These questions relate, first, to the destruction of Jerusalem; and second, to Christ’s second coming at the end of the Christian age.
*Jesus did not censure the disciples for desiring to look into the future, but answered their questions fully.
*As Christ was here speaking to His disciples, and not to the promiscuous multitude, His words in this prophetic discourse are addressed to the church.
Two questions were asked by the disciples:
1. “When shall these things be?”
On this no controversy has ever been raised. It is universally conceded that it refers to the destruction of Jerusalem, or the overthrow of the temple, of which He had but recently spoken.
2. “What shall be the sign of your coming, and of the end of the world?” This is but one question.

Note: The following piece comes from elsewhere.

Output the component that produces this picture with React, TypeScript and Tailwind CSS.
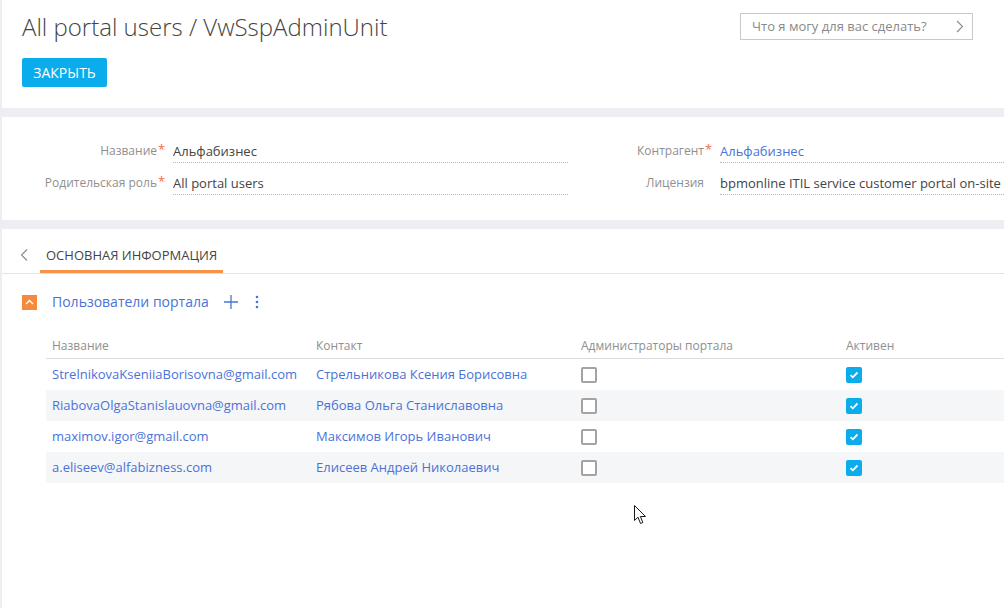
import React from "react";

const users = [
    {email: "StrelnikovaKseniiaBorisovna@gmail.com", contact: "Стрельникова Ксения Борисовна"},
    {email: "RiabovaOlgaStanislauovna@gmail.com", contact: "Рябова Ольга Станиславовна"},
    {email: "maximov.igor@gmail.com", contact: "Максимов Игорь Иванович"},
    {email: "a.eliseev@alfabizness.com", contact: "Елисеев Андрей Николаевич"},
];

function Field({label, required, value, link, wide}: {label: string; required?: boolean; value: string; link?: boolean; wide?: boolean}) {
    return (
        <div className="flex items-start">
            <span className={`${wide ? "w-[155px]" : "w-[136px]"} text-right text-[12px] leading-[20px] text-[#8f8f8f] whitespace-nowrap`}>{label}</span>
            <span className="w-[8px] pl-[1px] text-[13px] leading-[16px] text-[#f26b52]">{required ? "*" : ""}</span>
            <div
                className={`ml-[8px] ${wide ? "w-[395px]" : "flex-1"} whitespace-nowrap overflow-hidden border-b border-dotted border-[#b8b8b8] pb-[1px] text-[13px] leading-[20px] ${link ? "text-[#4a72d9]" : "text-[#444]"}`}
            >
                {value}
            </div>
        </div>
    );
}

function Checkbox({checked}: {checked: boolean}) {
    if (checked) {
        return (
            <span className="flex w-[16px] h-[16px] items-center justify-center rounded-[2px] bg-[#0bacec]">
                <svg width="10" height="8" viewBox="0 0 10 8" fill="none">
                    <path d="M1.5 4.2 L3.8 6.3 L8.5 1.5" stroke="white" strokeWidth="1.8" />
                </svg>
            </span>
        );
    }
    return <span className="block w-[16px] h-[16px] rounded-[2px] border-2 border-[#a3a3a3] bg-white" />;
}

export default function App() {
    return (
        <div className="relative w-[1004px] h-[608px] overflow-hidden bg-[#eceef1] pl-[2px] flex flex-col gap-[9px] font-['Open_Sans',sans-serif]">
            {/* header */}
            <div className="h-[108px] shrink-0 bg-white flex justify-between">
                <div className="pl-[20px] pt-[11px]">
                    <h1 className="text-[24px] leading-[32px] font-light text-[#444] whitespace-nowrap">All portal users / VwSspAdminUnit</h1>
                    <button className="mt-[15px] h-[29px] w-[85px] rounded-[2px] bg-[#0bacec] text-[14px] text-white uppercase">
                        Закрыть
                    </button>
                </div>
                <div className="mt-[13px] mr-[31px] w-[233px] h-[27px] border border-[#c8c8c8] flex items-center justify-between pl-[11px] pr-[8px]">
                    <span className="text-[13px] text-[#8a8a8a] whitespace-nowrap">Что я могу для вас сделать?</span>
                    <svg width="8" height="13" viewBox="0 0 8 13" fill="none">
                        <path d="M1 1 L6.5 6.5 L1 12" stroke="#8a8a8a" strokeWidth="1.1" />
                    </svg>
                </div>
            </div>

            {/* fields */}
            <div className="h-[103px] shrink-0 bg-white pt-[24px] flex flex-col gap-[10px]">
                <div className="flex">
                    <Field label="Название" required value="Альфабизнес" wide />
                    <div className="flex-1">
                        <Field label="Контрагент" required value="Альфабизнес" link />
                    </div>
                </div>
                <div className="flex">
                    <Field label="Родительская роль" required value="All portal users" wide />
                    <div className="flex-1">
                        <Field label="Лицензия" value="bpmonline ITIL service customer portal on-site" />
                    </div>
                </div>
            </div>

            {/* tabs and detail */}
            <div className="flex-1 bg-white">
                <div className="flex items-start h-[45px] border-b border-[#e3e3e3]">
                    <div className="pl-[18px] pt-[20px] w-[38px]">
                        <svg width="8" height="12" viewBox="0 0 8 12" fill="none">
                            <path d="M7 0.5 L1.5 6 L7 11.5" stroke="#8a8a8a" strokeWidth="1.1" />
                        </svg>
                    </div>
                    <div className="px-[6px] pt-[16px] pb-[5px] leading-[20px] border-b-[3px] border-[#f7924a] text-[13px] text-[#444] uppercase whitespace-nowrap">
                        Основная информация
                    </div>
                </div>

                <div className="pl-[20px] pt-[18px] flex items-center">
                    <span className="flex w-[15px] h-[15px] items-center justify-center bg-[#f58a3f]">
                        <svg width="9" height="6" viewBox="0 0 9 6" fill="none">
                            <path d="M1 5 L4.5 1.5 L8 5" stroke="white" strokeWidth="1.3" />
                        </svg>
                    </span>
                    <span className="ml-[15px] text-[14px] leading-[20px] text-[#4a72d9]">Пользователи портала</span>
                    <svg className="ml-[15px]" width="14" height="14" viewBox="0 0 14 14" fill="none">
                        <path d="M7 0 V14 M0 7 H14" stroke="#4a72d9" strokeWidth="1.3" />
                    </svg>
                    <svg className="ml-[17px]" width="4" height="14" viewBox="0 0 4 14" fill="#4a72d9">
                        <circle cx="2" cy="2" r="1.3" />
                        <circle cx="2" cy="7" r="1.3" />
                        <circle cx="2" cy="12" r="1.3" />
                    </svg>
                </div>

                <div className="ml-[44px] mt-[24px]">
                    <div className="grid grid-cols-[264px_265px_265px_1fr] border-b border-[#dcdcdc] pb-[2px] text-[12px] leading-[20px] text-[#8f8f8f]">
                        <span className="pl-[6px]">Название</span>
                        <span className="pl-[6px]">Контакт</span>
                        <span className="pl-[6px]">Администраторы портала</span>
                        <span className="pl-[6px]">Активен</span>
                    </div>
                    {users.map((u, i) => (
                        <div
                            key={u.email}
                            className={`grid grid-cols-[264px_265px_265px_1fr] h-[31px] items-center text-[13px] text-[#4a72d9] ${i % 2 === 1 ? "bg-[#f5f6f8]" : "bg-white"}`}
                        >
                            <span className="pl-[6px] whitespace-nowrap">{u.email}</span>
                            <span className="pl-[6px] whitespace-nowrap">{u.contact}</span>
                            <span className="pl-[6px]"><Checkbox checked={false} /></span>
                            <span className="pl-[6px]"><Checkbox checked /></span>
                        </div>
                    ))}
                </div>
            </div>

            {/* mouse pointer */}
            <svg className="absolute left-[634px] top-[505px]" width="13" height="20" viewBox="0 0 13 20" fill="white">
                <path d="M0.5 0.5 V15.5 L4 12.2 L6.5 18.5 L8.8 17.5 L6.4 11.5 H11.5 Z" stroke="#1a1a1a" strokeWidth="1" />
            </svg>
        </div>
    );
}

The coming of Christ and the end of the world are so closely related that they may properly be braced in one statement.
Matthew 24:3 ...the end of the world. It is asserted that this is a wrong translation; that it should be, “the end of the age,” and that it refers to “the Jewish age.”
But, allowing that it should be rendered “end of the age,” it does not follow, by any means, that it refers to the Jewish age, or past dispensation.
It certainly does not in: Matthew 28:20 Teaching them to observe all things whatsoever I have commanded you: and, lo, I am with you always, even unto the end of the world.
The promise that He will be with His ministers “until the end of the age,” certainly refers to that age in which they are to preach the gospel, for these words are in the gospel commission. It is the end of this same age to which Matthew 24:14 refers."